On comptait en 1821 3 millions de Grecs environ dans toute l’étendue de l’empire ottoman, 2 millions dans les provinces européennes, en y comprenant la population de la Crète et celle des Cyclades. La Morée et la Grèce continentale réunissaient à peine 1 million d’habitans. Ce fut néanmoins cette fraction si peu considérable qui soutint tout le poids de la lutte. Les Grecs établis en Asie n’ont de place dans l’histoire de la guerre de l’indépendance que par l’intérêt qu’on ne saurait refuser à leurs souffrances et à leurs malheurs. Quelques mots suffiront pour indiquer la configuration de la Morée ; souvent envahie, cette péninsule semblait cependant avoir été mise par la nature dans des conditions particulièrement favorables pour repousser l’invasion. Une langue de sable dont la plus grande largeur n’excède pas 6 kilomètres la sépare du massif interposé entre le golfe de Lépante et le golfe d’Egine. Sans l’isthme étroit qui la relie comme un pont à la terre ferme, la Morée serait une île, et cette île, par sa superficie aussi bien que par le nombre de ses habitans, pourrait être comparée à la Sardaigne. Sur un territoire dont l’étendue a été évaluée à 21 ou 22,000 kilomètres carrés, la célèbre presqu’île, qui fut autrefois le Péloponèse[1], ne renferme qu’une population de 5 à 600,000 âmes.

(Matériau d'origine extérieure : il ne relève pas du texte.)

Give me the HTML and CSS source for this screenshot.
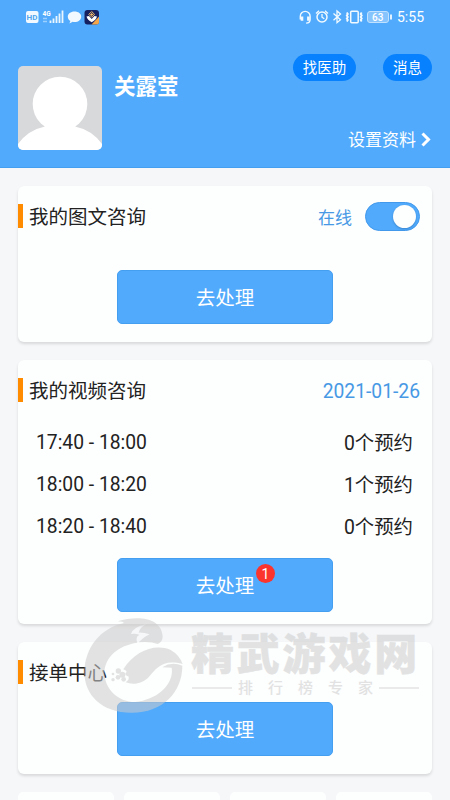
FILE: index.html
```html
<!DOCTYPE html>
<html lang="zh-CN">
<head>
<meta charset="utf-8">
<meta name="viewport" content="width=device-width, initial-scale=1">
<title>我的咨询</title>
<link rel="stylesheet" href="styles.css">
</head>
<body>
<div class="screen">
  <header class="header">
    <div class="status">
      <svg class="status-left" viewBox="0 0 76 18" width="76" height="18">
        <rect x="1" y="3" width="12.5" height="12" rx="2" fill="#f2faff"/>
        <text x="1.600" y="12.2" class="hd">HD</text>
        <text x="17.5" y="7.5" class="net">4G</text>
        <path d="M18 10.5h4M18 13.5h4" stroke="#9bd0ff" stroke-width="1.4"/>
        <path d="M25.5 12.5V15M28.5 10.5V15M31.5 8V15M34.5 5.5V15M37.5 2.5V15" stroke="#e9f6ff" stroke-width="1.8"/>
        <path d="M49.500 3.500c-4 0-6.700 2.300-6.700 5.200 0 1.800 1 3.300 2.600 4.200l-1 2.600 3.300-1.700c.6.100 1.200.2 1.800.2 3.900 0 6.700-2.300 6.700-5.300s-2.800-5.200-6.700-5.200z" fill="#f2faff"/>
        <rect x="59.500" y="2" width="14.500" height="14.500" rx="3" fill="#152060"/>
        <path d="M66.500 16.500l7.500-8V14q0 2.500-2.500 2.500z" fill="#f5a54a"/>
        <path d="M61.500 8.500l2.500-.5 2.700 3 2.700-3 2.600.5q-1 3.500-5.300 5.800-4.200-2.300-5.200-5.800z" fill="#fff"/>
        <path d="M66.700 3.500l2.900 2.900-2.900 2.900-2.900-2.900z" fill="#152060" stroke="#efb665" stroke-width="1"/>
        <path d="M66.700 5v3M65.200 6.500h3" stroke="#efb665"/>
      </svg>
      <div class="status-right">
        <svg viewBox="0 0 96 18" width="96" height="18" fill="none" stroke="#f2faff">
          <path d="M2.300 11.500V8.300a4.900 4.900 0 0 1 9.800 0v3.200q0 3.500-4 3.600" stroke-width="1.400"/>
          <path d="M4 8.500v4.200M10.400 8.500v4.200" stroke-width="2.600"/>
          <circle cx="24" cy="9" r="5" stroke-width="1.500"/>
          <path d="M24 6v3.200l2.300 1.600M18 5.500l3-2.700M30 5.500l-3-2.700" stroke-width="1.300"/>
          <path d="M35.500 5.500l7 6.200-3.500 3V3l3.500 3-7 6.200" stroke-width="1.300"/>
          <rect x="52.700" y="3.200" width="7.500" height="11.600" rx="1" stroke-width="1.500"/>
          <path d="M48.800 4.500l1 1.500-1 1.500 1 1.500-1 1.500 1 1.500-1 1.500M63.700 4.500l-1 1.500 1 1.500-1 1.500 1 1.500-1 1.500 1 1.500" stroke-width="1.900"/>
          <rect x="69.500" y="3.500" width="21" height="11" rx="2.500" fill="#86c4fd" stroke="#c0e1ff"/>
          <path d="M93 6.500v5" stroke-width="1.800"/>
          <text x="74" y="12.700" class="battery">63</text>
        </svg>
        <span class="clock">5:55</span>
      </div>
    </div>
    <div class="profile">
      <svg class="avatar" viewBox="0 0 84 84" width="84" height="84">
        <rect width="84" height="84" fill="#d8d9db"/>
        <circle cx="42" cy="38" r="27.300" fill="#fff"/>
        <path d="M0 78Q10 64 27 60.500L24 57H60L57 60.500Q74 64 84 78V84H0z" fill="#fff"/>
      </svg>
      <h1 class="name">关露莹</h1>
      <div class="actions">
        <div class="pills"><span class="pill">找医助</span><span class="pill small">消息</span></div>
        <div class="settings"><span>设置资料</span>
          <svg width="12" height="16" viewBox="0 0 12 16"><path d="M2.500 1.500l6 6-6 6" fill="none" stroke="#fff" stroke-width="3"/></svg>
        </div>
      </div>
    </div>
  </header>
  <main class="content">
    <section class="card card-text">
      <div class="card-head"><h2>我的图文咨询</h2><div class="online"><span>在线</span><i class="switch"></i></div></div>
      <div class="button">去处理</div>
    </section>
    <section class="card card-video">
      <div class="card-head"><h2>我的视频咨询</h2><span class="date">2021-01-26</span></div>
      <ul class="slots">
        <li><span class="time">17:40 - 18:00</span><span>0个预约</span></li>
        <li><span class="time">18:00 - 18:20</span><span>1个预约</span></li>
        <li><span class="time">18:20 - 18:40</span><span>0个预约</span></li>
      </ul>
      <div class="button">去处理<b class="badge">1</b></div>
    </section>
    <section class="card card-orders">
      <div class="card-head"><h2>接单中心</h2></div>
      <div class="button">去处理</div>
    </section>
    <div class="tiles"><i></i><i></i><i></i><i></i></div>
  </main>
  <div class="watermark">
    <svg class="mark" viewBox="0 0 360 330" width="120" height="110">
      <path d="M128 34C185 16 258 20 263 78Q263 96 248 102Q226 93 191 97Q211 78 224 73Q205 67 191 68Q194 52 215 41Q172 52 168 72Q180 69 193 74Q180 81 187 98C130 106 90 140 88 188C90 240 132 276 180 276C250 270 298 220 290 173L262 172Q290 154 322 167C322 245 265 308 170 308C80 308 28 255 28 185C30 115 75 55 145 40Q150 35 128 34Z"/>
      <path d="M145 178C180 122 240 100 287 120Q312 134 323 162C262 147 246 174 222 200C204 220 176 226 152 217Q165 209 160 199Q151 198 151 190Q161 184 145 178Z"/>
      <circle cx="130" cy="183" r="8"/><circle cx="142" cy="194" r="9"/><circle cx="129" cy="202" r="7"/><circle cx="146" cy="208" r="7"/><circle cx="114" cy="192" r="4"/><circle cx="114" cy="209" r="5"/>
    </svg>
    <div class="brand">
      <div class="brand-name">精武游戏网</div>
      <div class="brand-sub"><i></i><span>排行榜专家</span><i></i></div>
    </div>
  </div>
</div>
</body>
</html>
```

FILE: styles.css
```css
* { box-sizing: border-box; }
body { margin: 0; font-family: Roboto, "Noto Sans CJK SC", sans-serif; color: #222; }
h1, h2, ul { margin: 0; padding: 0; font-weight: 400; }
.screen { position: relative; width: 450px; height: 800px; overflow: hidden; background: #f6f7f9; }
.header { height: 168px; background: #51aafb; color: #fff; border-bottom: 1px solid #449ff1; }
.status { height: 34px; display: flex; justify-content: space-between; padding: 8px 25px 0; }
.status svg { display: block; }
.status-right { display: flex; gap: 3px; }
.clock { font-size: 14px; line-height: 19px; width: 28px; }
.hd { font: 700 8px Roboto, sans-serif; fill: #51a6ef; }
.net { font: 700 6.500px Roboto, sans-serif; fill: #fff; }
.battery { font: 500 10px Roboto, sans-serif; fill: #fff; stroke: none; }
.profile { display: flex; padding: 32px 18px 0; }
.avatar { border-radius: 5px; flex: none; }
.name { font-size: 21.500px; font-weight: 700; line-height: 30px; margin: 6px 0 0 12px; }
.actions { margin-left: auto; margin-top: -12px; display: flex; flex-direction: column; align-items: flex-end; }
.pills { display: flex; gap: 27px; }
.pill { width: 63px; height: 27px; border-radius: 14px; background: #0781fd; font-size: 14.500px; line-height: 29px; text-align: center; }
.pill.small { width: 49px; }
.settings { display: flex; align-items: center; gap: 4px; margin-top: 46px; font-size: 17px; line-height: 26px; }
.content { padding: 18px 18px 0; display: flex; flex-direction: column; gap: 18px; }
.card { background: #fdfefe; border-radius: 6px; box-shadow: 0 2px 3px rgba(0, 0, 0, .12); }
.card-text { height: 156px; }
.card-video { height: 264px; }
.card-orders { height: 132px; }
.card-head { display: flex; align-items: center; justify-content: space-between; height: 60px; padding-right: 12px; }
.card-head h2 { border-left: 5px solid #ff8c00; padding-left: 6px; line-height: 28px; height: 24px; font-size: 19.500px; }
.online { display: flex; align-items: center; gap: 13px; font-size: 17px; color: #4799e5; }
.switch { width: 55px; height: 29px; border-radius: 15px; background: #51aafb; border: 1px solid #4299ec; padding: 2px 3px; display: flex; justify-content: flex-end; }
.switch::after { content: ""; width: 23px; height: 23px; border-radius: 50%; background: #fdfefe; box-shadow: 0 1px 2px rgba(0, 50, 110, .3); }
.date { font-size: 19.300px; padding-top: 2px; color: #4799e5; }
.button { position: relative; width: 216px; height: 54px; margin: 24px auto 0; border-radius: 5px; background: #51aafb; border: 1px solid #459ff1; color: #fff; font-size: 19.500px; line-height: 55px; text-align: center; }
.card-video .button { margin-top: 12px; }
.card-orders .button { margin-top: 0; }
.slots { list-style: none; padding: 0 19px 0 18px; }
.slots li { display: flex; justify-content: space-between; align-items: center; height: 42px; font-size: 19.400px; }
.time { padding-top: 2px; font-size: 19.300px; }
.badge { position: absolute; left: 138px; top: 5px; width: 19px; height: 19px; border-radius: 50%; background: #fb342d; font-size: 14px; font-weight: 400; line-height: 20px; }
.tiles { display: grid; grid-template-columns: repeat(4, 1fr); gap: 10px; }
.tiles i { height: 60px; border-radius: 5px; background: #fdfefe; }
.watermark { position: absolute; left: 75px; top: 610px; display: flex; color: #cdcdcd; opacity: .56; pointer-events: none; }
.mark { fill: currentColor; display: block; }
.brand { width: 236px; padding: 18px 0 0 0; margin-left: -4px; }
.brand-name { font-size: 43px; font-weight: 900; line-height: 54px; letter-spacing: 2.800px; white-space: nowrap; -webkit-text-stroke: .5px currentColor; }
.brand-sub { display: flex; align-items: center; width: 227px; margin-left: 1px; font-size: 15px; line-height: 20px; margin-top: -4px; }
.brand-sub i { flex: 1; height: 2px; background: currentColor; opacity: .7; }
.brand-sub span { letter-spacing: 15px; margin: 0 -9px 0 6px; font-weight: 500; }
```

  1. La Grèce régénérée a repris pour un grand nombre de localités les noms qui empruntaient aux événemens de l’antiquité ou même à ceux du bas-empire une illustration dont il n’est pas sans quelque intérêt de s’approprier le souvenir ; c’est d’ailleurs le dernier vestige de la domination turque ou de la domination latine qu’on efface. Il pourrait résulter de ces dénominations multiples quelque confusion, ai je ne prenais soin de prévenir le lecteur que, me conformant à un usage assez général, il m’arrivera souvent de désigner les villes, les territoires, les îles, les provinces, tantôt sous leur nom antique, tantôt sous leur nom moderne. Ainsi Lesbos, Métélin, Mytilène, sont une seule et même île. La Crète et Candie, l’Eubée et Négrepont, Cos et Stancho, Naxos et Naxie, Boudroun et Halycarnasse, Napoli de Malvoisie et Monembasia, l’Épire et l’Albanie, la Morée et le Péloponèse, la Roumélie et la Macédoine, sont des équivalens qu’on pourra retrouver presque à chaque page de ce récit. En donnant cet avertissement au lecteur, je prends peut-être une précaution qui paraîtra superflue, car, s’il est un privilège acquis à ces localités, dont l’histoire est familière à tout esprit cultivé, c’est celui d’être connues sous les divers noms que leur a fait porter la fortune.
    Peut-être serait-il plus nécessaire de rappeler que, par suite des divergences qui existent encore entre les géographes, on rencontrera, suivant la carte qu’on aura la fantaisie de consulter, des golfes pourvus de deux ou trois noms différens. Le golfe de Coron deviendra tour à tour le golfe de Calamata ou le golfe de Messénie, l’immense baie comprise entre le cap Matapan et le cap Saint-Ange s’appellera golfe de Kolokythia, de Laconie ou de Maratho-Nisi. Viendront ensuite les golfes de Nauplie ou d’Argos, d’Égine ou d’Athènes, de Lépante ou de Corinthe, quoique Égine et Athènes, Corinthe et Lépante, pussent être à bon droit employées à désigner, suivant le, position géographique, des parties différentes d’un même golfe.